Peninha has fantastic drawings, and I was only able to see a part of his collection before he passed away. Among these, there is a series of Boitatás and M'boitatas, and I find it interesting how they dialogue with questions of sensuality. I could also see something of Peninha there, almost as if some of those Boitatás were an expression of what he felt at the moment of creation. To not drag on, I will leave two images of these drawings in the sequence, the first entitled "Boitatá assanhado e a pedra sensual" (horny Boitatá and the sensual stone), and the second "A serpente e a sereia" (the serpent and the mermaid), which he showed us and told a story, or invented (was there a difference for Peninha?), that I reinterpreted in Bruxólico, about the Mists of Peris Lagoon.

With such rich sources of inspiration, just to give a few examples, I also needed to work on the layers of reading in Bruxólico, and thus honor the masters. Without beating around the bush, the witches are not just witches, and the well is not just a well.
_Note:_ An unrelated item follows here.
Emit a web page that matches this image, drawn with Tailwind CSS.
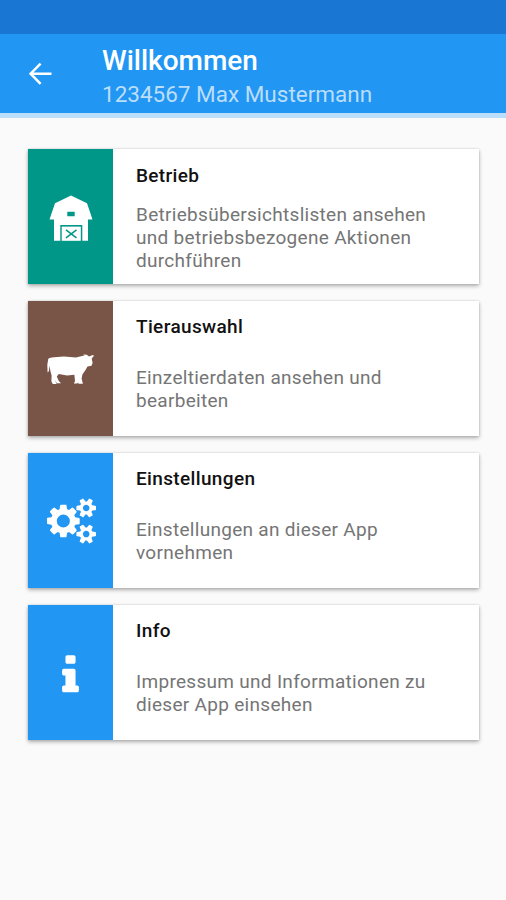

The metaphors in Bruxólico can very well serve for the social and political ills we have experienced in recent years, from the imperialist political coups throughout Latin America to the rise of fascist far-right in the capitalist world (not by coincidence, for those who know something of history).

Yes, Bruxólico is there for anyone who wants to play and read my work to create their own conclusions and analogies. Just keep in mind that there is something more there than a video game in its most vulgar sense, and that neither Cascaes, Peninha, popular culture, nor my work are so naive or simplistic. That's the tip.